54. Further, and again bearing in mind the breadth of organisations which may seek to install their private infrastructure in the pubic highway, there is in my judgment justification in the arrangements made by the policy for treating non-statutory undertakers differently from statutory undertakers when approaching whether or not to grant a licence under section 50. That question is not affected by the fact that once a licence has been granted they both are to be treated as equivalent under section 48 (4) of the 1991 Act. Prior to the grant of the licence it is clear from all the legislative arrangements … that a statutory undertaker inhabits a very different legal context to a non-statutory undertaker. … a statutory undertaker will by virtue of the licence which has been granted to it be subject to a strict regulatory regime not only as to the manner in which it conducts its business, but also in respect of its financial stability by virtue of, for instance, the conditions on the licence. … In substance the statutory regime reflects the fact that there will be some statutory undertakers who have rights to undertake street works granted at least in part because of their special status as a licenced statutory undertaker on the one hand, and a variety of other non-statutory undertakers who are controlled in relation to whether or not they are permitted to undertake street works through the section 50 process on the other. It is not realistic to suggest that through the section 50 licencing regime some proxy for the detailed regulatory regime applied to statutory undertakers could or should be implemented. The distinction between statutory and non-statutory undertakers provides further justification for the Defendant’s policy.

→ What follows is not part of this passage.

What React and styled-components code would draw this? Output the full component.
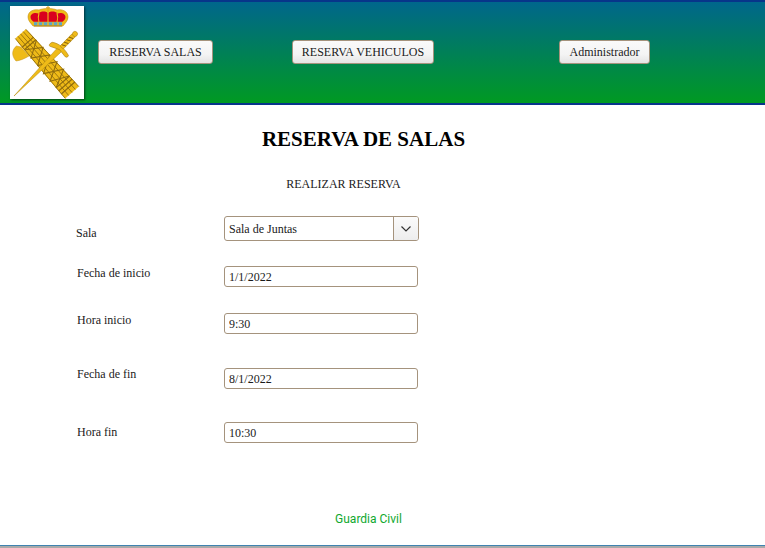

55. In short, the material provided … explaining the reasons for having the policy demonstrate that it is in my judgment clearly a policy consistent with the policy and objects of the 1991 Act. It is also, in the light of that material, a policy which is rationally connected with the policy of the 1991 Act.

56. It follows from the above that having considered the issues raised by the Claimant in this application for judicial review I am not satisfied that the policy operated by the Defendant in relation to applications for street works licences under Section 50 of the 1991 Act is unlawful. As a consequence this claim must be dismissed.”